Jon Lord Addio a Jon Lord (1941-2012)
Le più calde note prodotte dall’organo Hammond, e le più graffianti distorsioni generate della rotazione del Leslie che si potessero sentire in Inghilterra, per poi essere esportate nel resto del mondo, nel panorama hard rock degli anni ’70, furono senza dubbio frutto della passione e della magistrale tecnica di JON LORD, tastierista e padre fondatore dei DEEP PURPLE, assieme al chitarrista Ritchie Blackmore. Fin dai primi dischi non si possono non notare le forti influenze classiche che Lord ha tratto dallo studio di Bach e nel suo lungo percorso discografico non finisce mai di stupire l’ascoltatore con l’amalgama, nei suoi lavori all’interno della band, di diversi stili che vanno dalle tipiche sonorità blues di Lazy in “Machine Head” del 1972, che contraddistinguono il genere, a sonorità più ricercate, con tendenze elettroniche, che presentano dischi come “Burn” e “Stormbringer” rispettivamente del Febbraio e del Dicembre 1974. L’assenza di una seconda chitarra nei Deep Purple e l’utilizzo di molte strumentazioni tipiche di tale strumento applicate all’organo, come il pedale wah-wah o l’amplificatore Marshall, hanno portato Jon Lord all’utilizzo di una tecnica di esecuzione molto sincopata e ricca, tale da poter emulare le ritmiche e le stoppate proprie di un’elettrica.
Per questa invenzione gli furono debitori molti tastieristi tra cui quello degli Uriah Heep, Ken Henseley, ed il contemporaneo Vincent Crane, degli Atomic Rooster, che svolse parallelamente un percorso analogo. Tutti i suoi colleghi sono unanimi nel riconoscergli non solo le qualità artistiche ma anche quelle umane di umiltà e generosità; Kate Emerson, oggi gli porge il proprio estremo saluto definendolo un “Gentiluomo”. Jon Lord non è decisamente un tastierista “minimale” nonostante si prenda poco ed essenziale spazio nelle strofe e nei ritornelli di molti pezzi; ma i Deep Purple dedicano all’organo una posizione di rilievo: accattivanti introduzioni in studio, come in Speed King (dall’album “Deep Purple in Rock” del 1970) o live come in Higway Star nella versione “Made in Japan” del 1972 pongono Lord come indiscusso protagonista di molte tracce, all’interno delle quali non mancano assoli mozzafiato, carichi di espressività e gusto. Come non citare, a questo riguardo, Rat Bat Blue presente nel disco “How do you think we are” uscito nel 1973. La grande forza di Jon Lord era la capacità di trasmettere sensazioni forti. Non di inferiore bellezza è l’assolo di Burn, dall’omonimo album, in cui vengono riprese e arricchite le sonorità del precedente assolo di chitarra, immergendo l’ascoltatore nella frenesia e nel panico generato dai poteri della strega, protagonista di questa canzone.

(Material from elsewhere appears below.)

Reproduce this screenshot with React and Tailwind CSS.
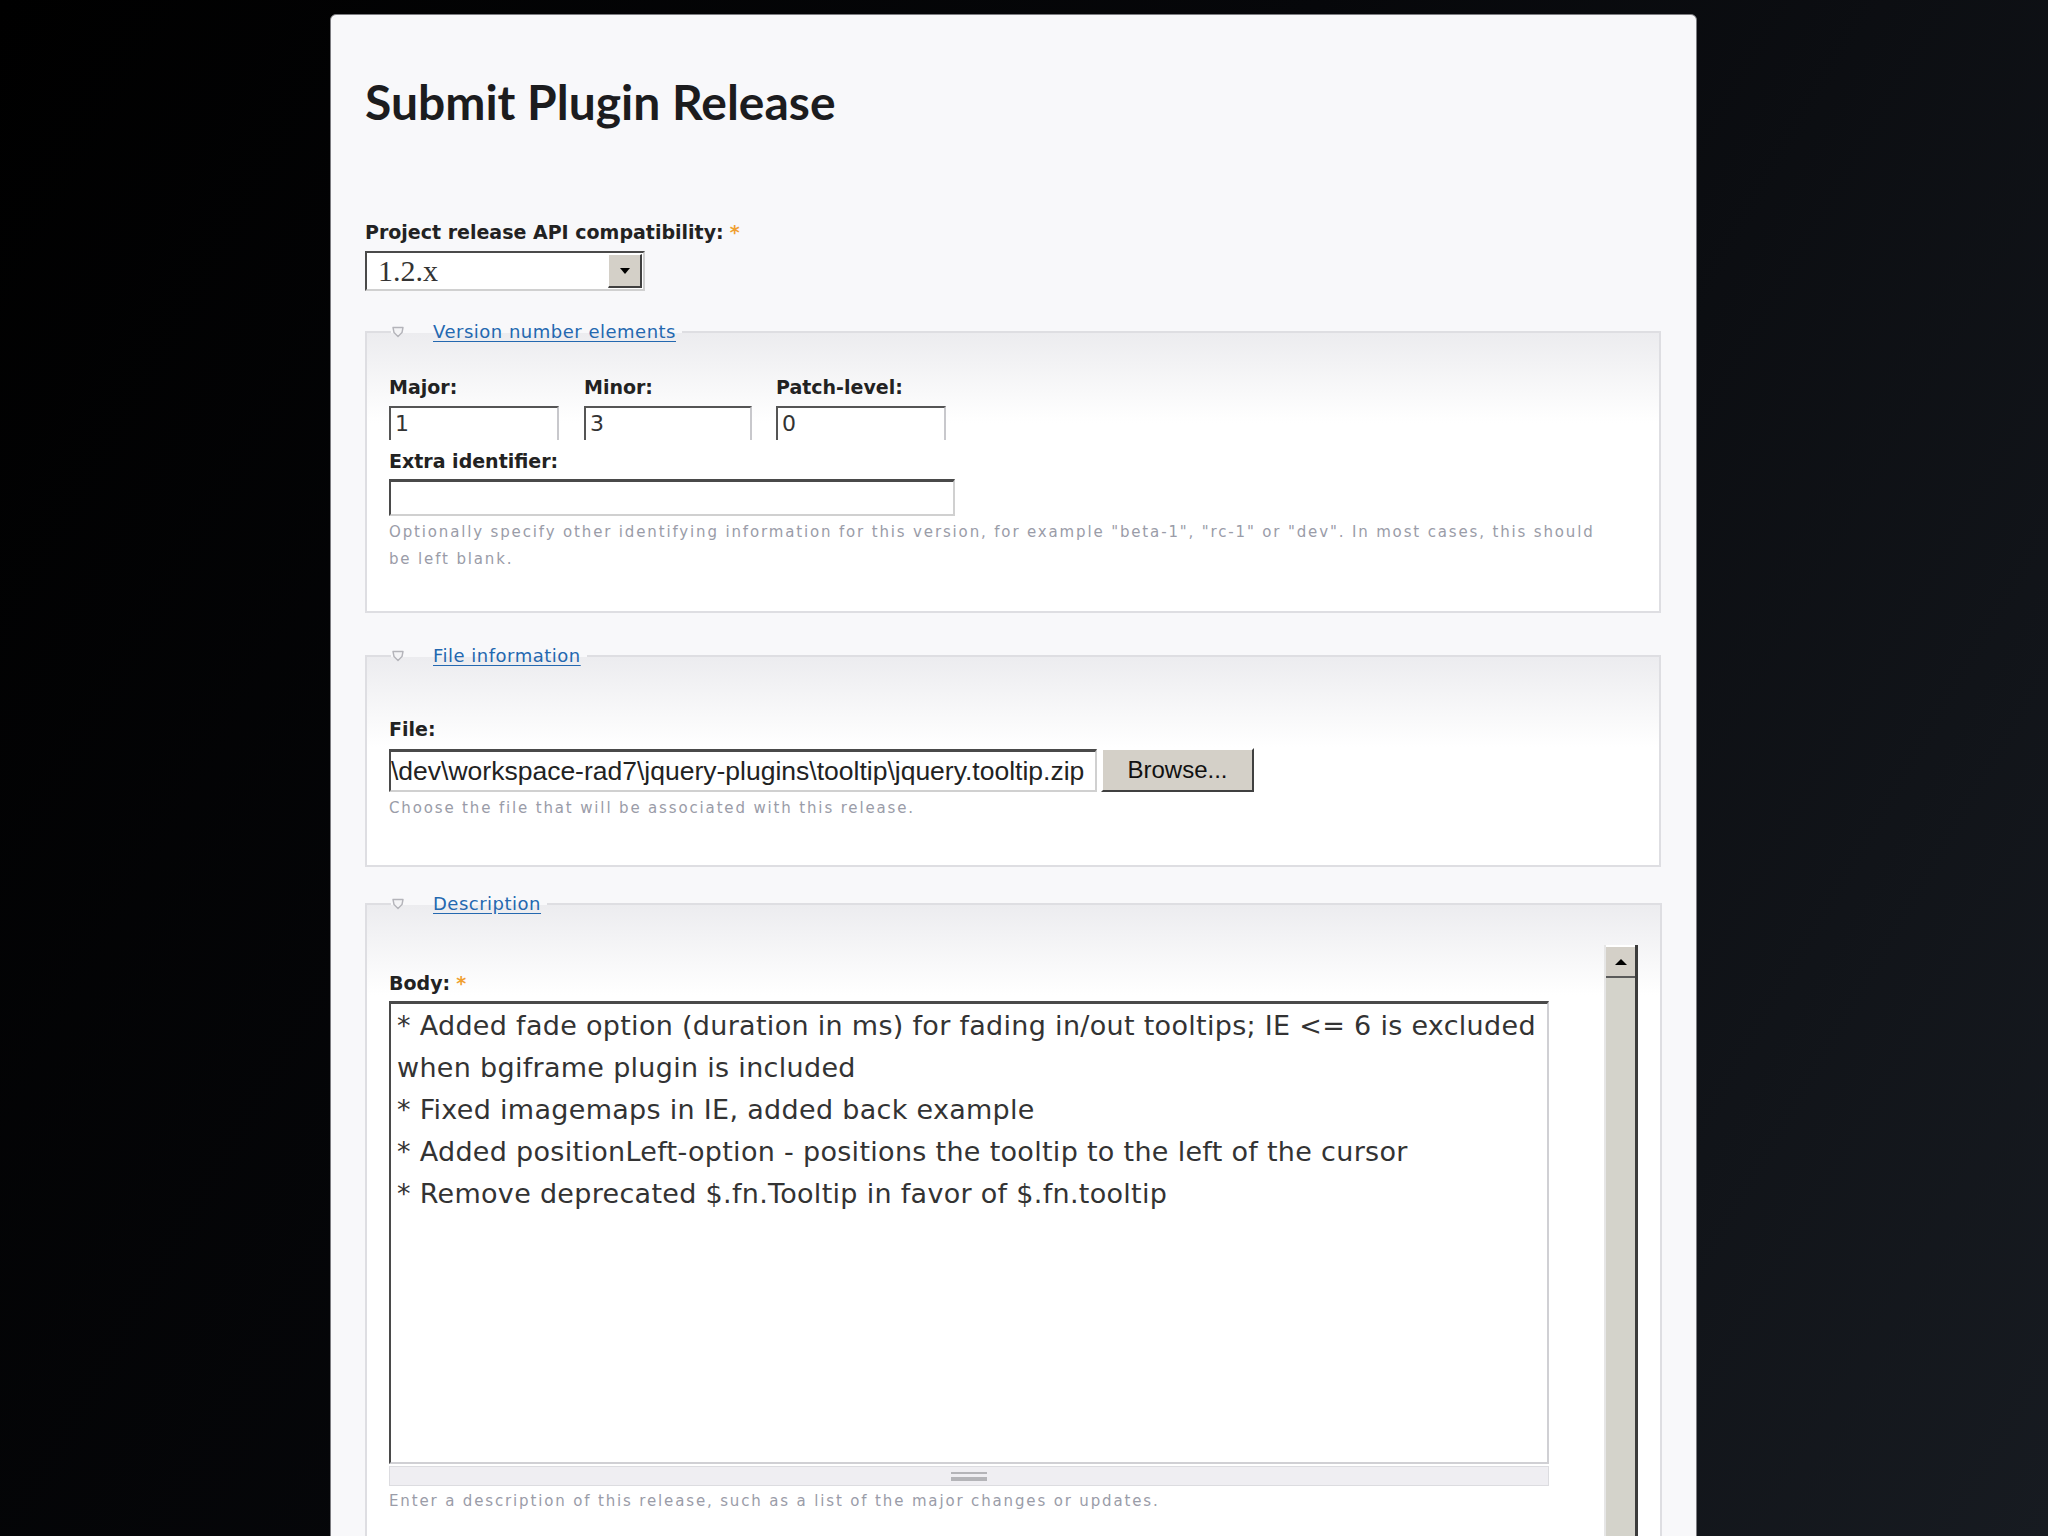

La produzione di Jon Lord, nato nel 1941, e fin da subito dedito agli studi musicali, non è però circoscritta ai Deep Purple; oltre che negli Artwoods - '60 british band di beat/r&b - in gioventù, egli militò anche nei Whitesnake, suonò in molti progetti solisti degli elementi che si sono alternati nelle varie formazioni dell’una o dell’altra band, come Bernie Marsden, e produsse anche diverse opere soliste. Assieme ai suddetti artisti portò avanti numerosi progetti di caratura Rock e Blues, le sue due più grandi ed evidenti passioni, fino al 2004, anno nel quale decise di produrre un lavoro di stampo classico ed orchestrale, "Beyond the Notes". Nella sua carriera solista ha saputo confrontarsi con numerose esperienze musicali estranee al rock: nei suoi dischi solisti si possono trovare atmosfere dolci e rarefatte derivanti dalla new age, sonorità mutuate dalla musica etnica di tutto il mondo, dall’est europeo alle regioni dei nativi americani. Nell’ultimo periodo della sua vita, durante il quale ha dovuto combattere contro un cancro al pancreas, lasciandosi alle spalle le uscite live con i suoi progetti hard rock, primo tra tutti i Deep Purple - con i quali non ha smesso di collaborare in studio - si è dedicato prevalentemente al progetto orchestrale, che ha portato avanti fino a ieri, 16 Luglio 2012, giorno in cui Lord è deceduto, lasciando di sé una delle più grandi eredità musicali che un tastierista possa elargire ai posteri.